>>>
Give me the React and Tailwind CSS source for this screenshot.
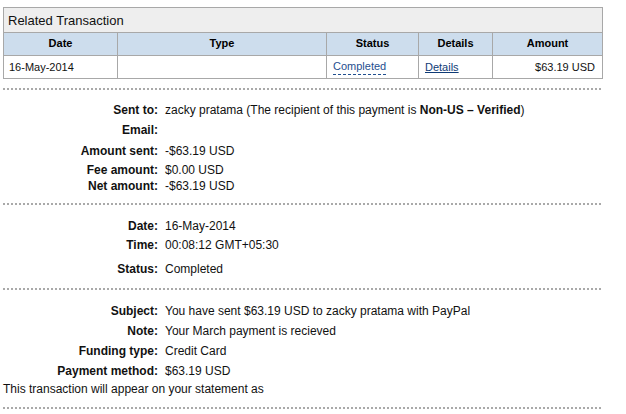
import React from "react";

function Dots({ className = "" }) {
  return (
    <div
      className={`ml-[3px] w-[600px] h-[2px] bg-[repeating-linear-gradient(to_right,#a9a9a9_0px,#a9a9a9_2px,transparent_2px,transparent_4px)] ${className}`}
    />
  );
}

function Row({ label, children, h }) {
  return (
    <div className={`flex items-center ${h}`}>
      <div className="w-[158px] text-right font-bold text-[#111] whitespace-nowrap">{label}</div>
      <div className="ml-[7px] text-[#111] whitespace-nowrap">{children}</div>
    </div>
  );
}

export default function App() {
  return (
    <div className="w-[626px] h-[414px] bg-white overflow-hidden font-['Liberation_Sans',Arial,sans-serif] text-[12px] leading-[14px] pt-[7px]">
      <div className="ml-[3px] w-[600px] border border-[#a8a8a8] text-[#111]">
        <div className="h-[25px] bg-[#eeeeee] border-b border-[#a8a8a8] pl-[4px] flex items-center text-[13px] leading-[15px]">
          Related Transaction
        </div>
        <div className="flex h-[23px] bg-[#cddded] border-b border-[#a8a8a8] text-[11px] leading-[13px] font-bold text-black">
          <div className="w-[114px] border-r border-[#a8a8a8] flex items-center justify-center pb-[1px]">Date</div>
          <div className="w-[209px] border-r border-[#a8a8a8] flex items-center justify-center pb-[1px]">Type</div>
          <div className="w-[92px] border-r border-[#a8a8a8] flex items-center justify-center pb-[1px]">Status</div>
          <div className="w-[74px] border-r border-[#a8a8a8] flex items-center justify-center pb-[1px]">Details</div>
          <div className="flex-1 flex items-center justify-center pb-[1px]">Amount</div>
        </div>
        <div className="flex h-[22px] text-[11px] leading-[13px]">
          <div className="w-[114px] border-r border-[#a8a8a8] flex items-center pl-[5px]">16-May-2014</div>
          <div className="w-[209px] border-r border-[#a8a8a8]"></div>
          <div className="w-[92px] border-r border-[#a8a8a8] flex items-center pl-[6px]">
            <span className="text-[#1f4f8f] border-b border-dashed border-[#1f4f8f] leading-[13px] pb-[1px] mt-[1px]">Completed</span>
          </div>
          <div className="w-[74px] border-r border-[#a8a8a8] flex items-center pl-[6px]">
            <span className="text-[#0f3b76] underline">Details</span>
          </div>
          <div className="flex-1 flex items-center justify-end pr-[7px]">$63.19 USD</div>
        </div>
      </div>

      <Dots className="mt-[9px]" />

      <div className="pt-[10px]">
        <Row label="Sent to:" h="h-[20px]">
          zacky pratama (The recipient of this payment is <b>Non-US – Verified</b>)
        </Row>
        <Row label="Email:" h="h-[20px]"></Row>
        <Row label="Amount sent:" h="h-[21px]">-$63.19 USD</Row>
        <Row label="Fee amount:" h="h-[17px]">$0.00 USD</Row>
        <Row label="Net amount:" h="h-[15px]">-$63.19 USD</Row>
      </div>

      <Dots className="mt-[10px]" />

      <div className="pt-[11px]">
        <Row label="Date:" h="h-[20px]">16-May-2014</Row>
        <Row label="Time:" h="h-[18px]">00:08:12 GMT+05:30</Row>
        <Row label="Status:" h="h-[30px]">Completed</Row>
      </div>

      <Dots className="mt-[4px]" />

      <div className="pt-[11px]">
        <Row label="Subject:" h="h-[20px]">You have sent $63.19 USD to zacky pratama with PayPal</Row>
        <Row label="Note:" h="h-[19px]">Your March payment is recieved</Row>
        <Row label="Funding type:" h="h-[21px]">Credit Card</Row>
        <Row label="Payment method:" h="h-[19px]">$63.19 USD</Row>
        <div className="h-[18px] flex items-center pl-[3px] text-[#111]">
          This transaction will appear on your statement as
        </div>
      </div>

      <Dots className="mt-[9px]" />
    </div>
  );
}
<<<
>>>
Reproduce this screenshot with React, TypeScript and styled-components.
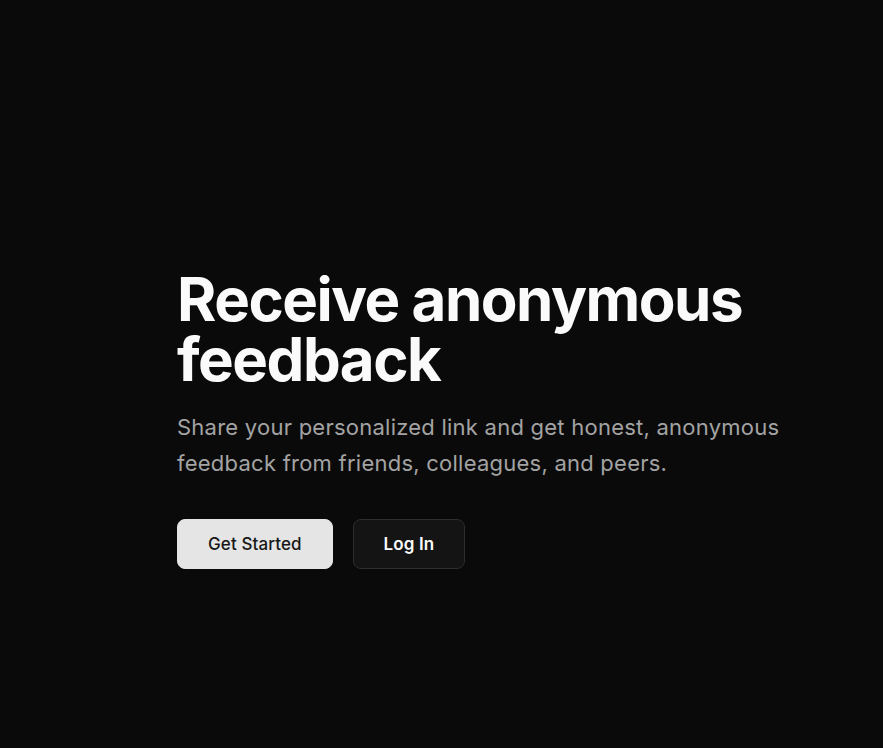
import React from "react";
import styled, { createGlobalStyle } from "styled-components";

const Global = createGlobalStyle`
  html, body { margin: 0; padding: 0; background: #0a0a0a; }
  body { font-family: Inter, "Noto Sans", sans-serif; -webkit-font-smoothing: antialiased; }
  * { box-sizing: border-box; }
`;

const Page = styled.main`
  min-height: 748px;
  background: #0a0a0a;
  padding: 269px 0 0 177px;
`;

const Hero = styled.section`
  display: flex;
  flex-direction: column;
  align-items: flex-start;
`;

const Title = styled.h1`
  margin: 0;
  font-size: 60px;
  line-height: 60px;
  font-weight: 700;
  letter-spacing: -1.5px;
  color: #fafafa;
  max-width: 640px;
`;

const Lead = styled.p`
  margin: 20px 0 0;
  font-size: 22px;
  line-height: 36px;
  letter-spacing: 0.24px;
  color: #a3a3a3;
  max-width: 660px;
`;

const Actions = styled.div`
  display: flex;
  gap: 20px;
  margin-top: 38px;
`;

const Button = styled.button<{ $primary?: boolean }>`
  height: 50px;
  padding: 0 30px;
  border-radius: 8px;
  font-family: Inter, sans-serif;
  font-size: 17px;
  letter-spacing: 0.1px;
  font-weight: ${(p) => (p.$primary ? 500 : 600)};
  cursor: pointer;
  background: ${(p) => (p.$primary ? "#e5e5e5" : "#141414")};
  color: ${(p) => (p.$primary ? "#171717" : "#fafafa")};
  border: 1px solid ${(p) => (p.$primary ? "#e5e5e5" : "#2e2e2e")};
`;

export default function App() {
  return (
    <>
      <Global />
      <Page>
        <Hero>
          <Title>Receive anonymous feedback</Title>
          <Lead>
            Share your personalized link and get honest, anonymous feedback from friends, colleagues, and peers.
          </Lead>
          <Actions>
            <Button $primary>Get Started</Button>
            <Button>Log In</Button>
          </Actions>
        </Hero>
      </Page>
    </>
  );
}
<<<
• **What to work on**
In the records above, find each line with the word "screenshot" and copy it.

• **Exercise response**
Give me the React and Tailwind CSS source for this screenshot.
Reproduce this screenshot with React, TypeScript and styled-components.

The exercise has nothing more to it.